Do I need revenue to qualify for non-dilutive funding?
For most types, yes. Revenue-based financing, factoring, and most inventory consignment models need at least some revenue history. Exceptions include grants, accelerator awards, and rewards-based crowdfunding, which can work pre-revenue.
What types of businesses benefit most from non-dilutive funding?
Inventory-heavy CPG brands, profitable software companies, B2B businesses with slow-paying customers, and brands with strong audiences and new products to launch. The common thread is having something concrete (revenue, inventory, a PO, an audience) to anchor the deal.
Is government grant money truly non-dilutive?

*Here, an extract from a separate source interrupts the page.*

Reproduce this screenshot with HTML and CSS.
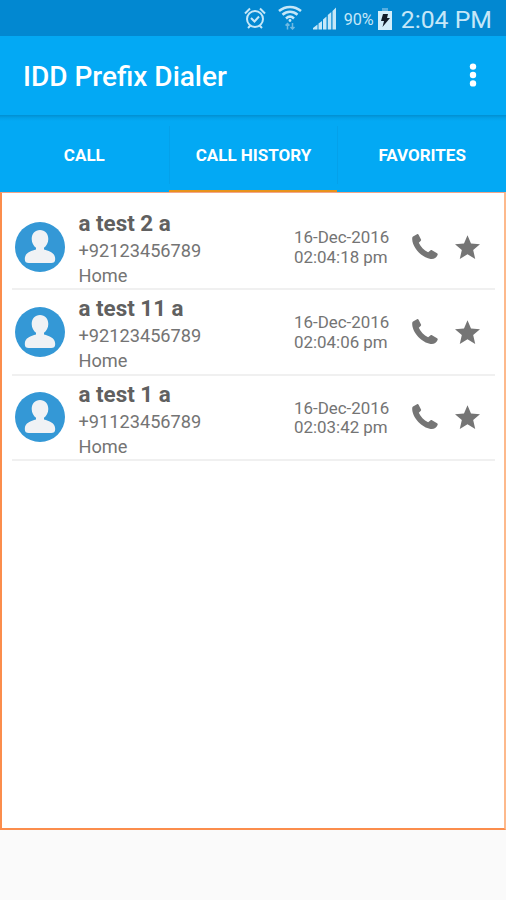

Yes. Federal, state, and local grants often don’t take equity and don’t require repayment when the terms are met. The catch is restrictions on use, milestone reporting, and competitive application processes. Read the conditions carefully.
Can you combine non-dilutive funding with equity financing?
Yes, and most well-capitalized companies do. Equity for the things only equity can fund (long R&D timelines, high-burn periods), non-dilutive for the things non-dilutive does well (inventory, receivables, revenue-tied growth). The point is to use each tool for what it’s built for.
How does Kickfurther’s inventory funding work for a CPG brand?
A CPG brand creates a Co-Op on the Kickfurther marketplace, describing the inventory order—units, supplier, sales channels. Kickfurther facilitates consignment opportunities that help brands secure inventory upfront. The brand uses the funds to produce or purchase inventory, sells through their channels, and pays as inventory sells. Many brands use Kickfurther to align inventory payments more closely with sales cycles while keeping working capital available for growth.
How fast is non-dilutive funding compared to a bank loan?
Most non-dilutive options close faster than a traditional bank loan. Bank approval can take six to twelve weeks for a small business. RBF, factoring, PO financing, and marketplace inventory funding (Kickfurther included) typically close in days to a few weeks. Speed is one of the bigger reasons founders choose non-dilutive when an opportunity is time-sensitive.